В свои 48 лет Эрпенбек по-прежнему в чем-то чувствует себя старым ребенком — когда в молодом теле живет человек, умудренный опытом. Она может восторгаться открытым для себя новым поэтом-песенником или внезапно воспылать любовью к чаю Earl Grey. Но она не умеет — или не хочет — интересоваться политикой так, как это часто делают писатели ее поколения.
«Обычно люди мне не верят, но наша неудача на востоке была связана с недоверием к правительству — особенно среди тех, кто считал, что социализм заслуживает лучшего будущего. Когда мы читаем газету, сразу же возникает вопрос: «А что этот социализм представляет собой на самом деле?» Он дал нам более качественное образование, привил чувство настороженности к возможным манипуляциям. Иногда мне кажется, что на западе страны люди были проще и со своей абсолютной верой в демократию более подвержены манипуляциям, хотя экономическая система их в основном устраивала.
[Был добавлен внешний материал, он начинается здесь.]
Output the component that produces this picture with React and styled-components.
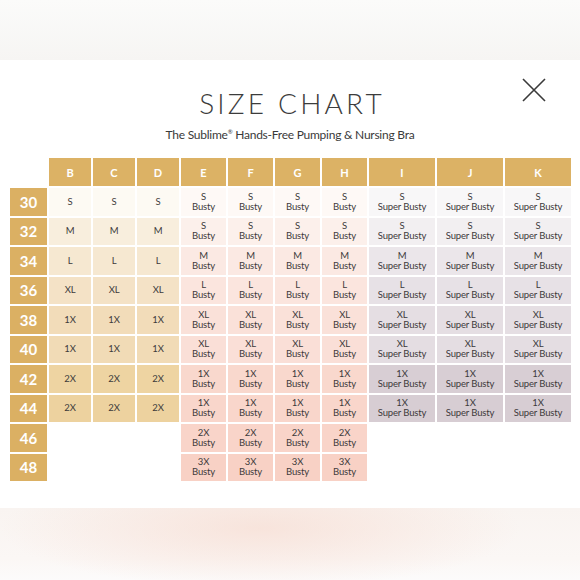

Сейчас, спустя четверть века после падения Стены, считает ли она, что идеологическая граница полностью исчезла или хотя бы не так заметна? «Мне кажется, здесь все не так-то просто. Люди должны понять, что к этому должны прийти мы сами. Нам постоянно говорили, что ГДР — это неполноценное государство, что в нем отсутствует справедливость, хотя на западе страны тоже не все справедливо».
«Я убеждена, что именно с этих позиций необходимо говорить о том, что те средства производства, которые у нас есть при капитализме, наша зацикленность на экономическом росте — все это, в конечном счете, приведет к концу света, и не исключено, что еще при нашей жизни. Я возлагаю надежды на более гуманное общество, в котором ко всем людям будут относиться совершенно независимо от их расы, пола и внешнего вида — это для меня по-прежнему очень серьезно. Но когда мы видим, что происходит с этими паромами и катерами с беженцами в Средиземном море, мы понимаем, что запад не всегда относится к этому достаточно серьезно».